Israel sees blood donation shortage amid Omicron, boycott from some religious groups

Donations to Magen David Adom drop sharply over last month; organization blames virus surge, but has also been hit by controversy over change on form meant to be LGBTQ inclusive

Illustrative. A young girl gives blood at a Magen David Adom mobile blood donation center. (Daniel Dreifuss/Flash90)
Illustrative. A young girl gives blood at a Magen David Adom mobile blood donation center. (Daniel Dreifuss/Flash90)

Israel’s Magen David Adom has seen a sharp drop in blood donations over the past month, leading to some hospitals delaying elective surgeries, officials said Sunday.

According to Prof. Eilat Shinar, the head of MDA’s blood services, the reason for the drop in donations, from an average of 1,100 units per day to just some 600-700 daily units, is due to the wave of infections brought by the Omicron variant, with some 1.5 million Israelis infected since the start of the year.

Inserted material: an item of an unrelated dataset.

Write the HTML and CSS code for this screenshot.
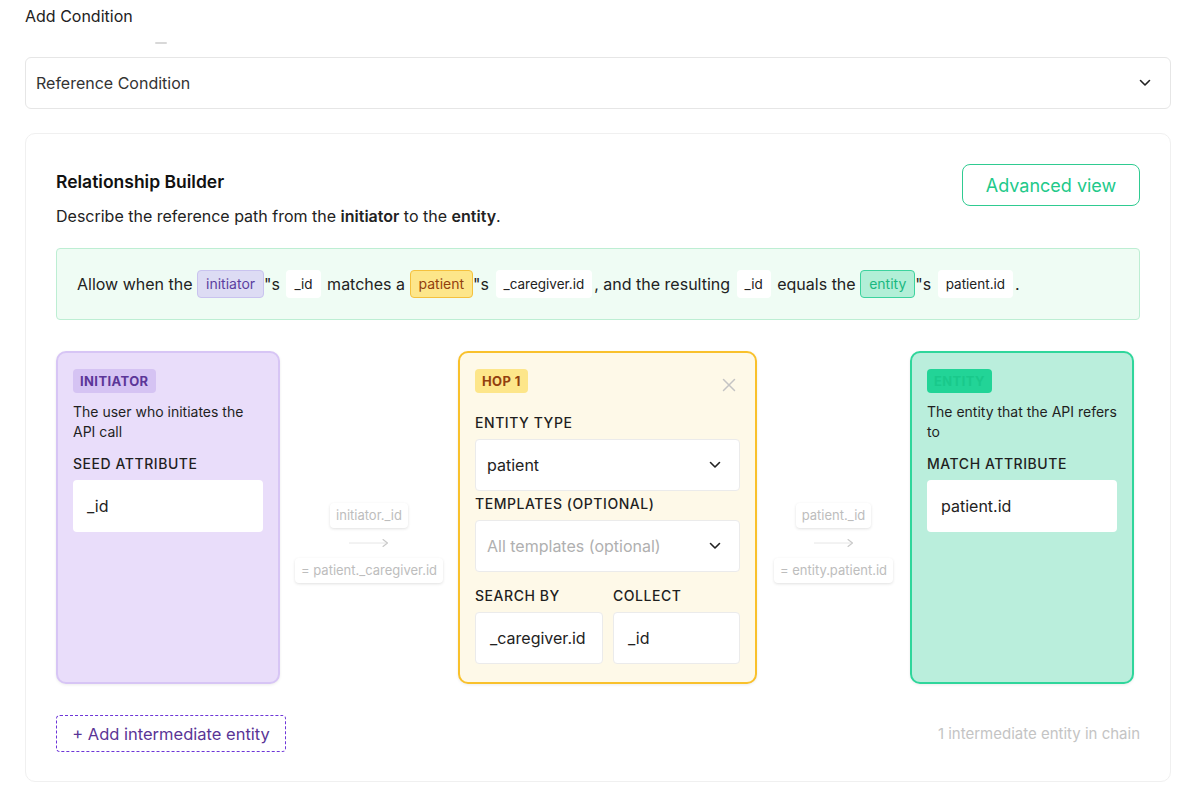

The drop in donations had led to several hospitals delaying elective surgeries as they need to maintain a minimum supply of blood for emergency situations.

However, Channel 12 reported that a significant contributing factor to the drop has been a boycott by some ultra-Orthodox yeshivas in a dispute over changes made to the donation form that sought to accommodate the LGBTQ community.

In recent months the form changed its wording, from asking for the origin of the donor’s mother and father to asking for the origin of “parent 1” and “parent 2.”

This upset many ultra-Orthodox Jews, who oppose homosexuality as immoral. The question has since been completely dropped from the form, but this has not appeased many of those angry at the change.

Meir Seidler, of the group “Choose Family,” which claims to work to strengthen “family values” in Israel, told Channel 12 that the move was part of “a trend to remove mothers and fathers from every possible form in the country.”

Seidler said that Health Minister Nitzan Horowitz “is much more of a minister for LGBTQ affairs than he is minister of health.”

Minister of Health Nitzan Horowitz donates blood at a Magen David Adom blood donation center in Jerusalem, October 25, 2021. (Yonatan Sindel/Flash90

Last year, Horowitz, who was the second openly gay Knesset member, ruled that all restrictions on blood donations from homosexual men would be lifted.

Gay and bisexual men were originally prohibited from donating blood over fears of AIDS, though in recent years countries around the world have started changing their procedures on gay blood donors.

Many of the ultra-Orthodox yeshivas normally arrange organized blood donations, so their absence was causing a noticeable effect, the report said. Some were still demanding the original wording on the form be restored.

But the MDA’s Shinar downplayed the impact of the ultra-Orthodox boycott and said the question was removed because it was no longer relevant.

“The vast majority of the shortages are caused by Omicron. More than 1.5 million Israelis were infected; many of them have not yet recovered. Others were also exposed to them and they also can’t donate,” she said, adding that other countries, including the US and in Europe, were facing a similar situation.

Prof. Eilat Shinar, director of Magen David Adom (MDA) blood services at the blood donation room at the Sheba Medical Center in Ramat Gan Sept. 2019 (Shoshanna Solomon/Times of Israel)

Shinar said the question was removed because it was no longer needed, noting that in the earlier years of the state, rare subtypes of blood were located by the geographic origin of the immigrants to Israel.

“Today, most of those born in Israel are children of Israeli natives and so there is no value to that information. It does not help us find what we need,” she said.

Channel 12 noted that the boycott was not unanimous across the Haredi community and many felt that donating blood took precedence over other considerations.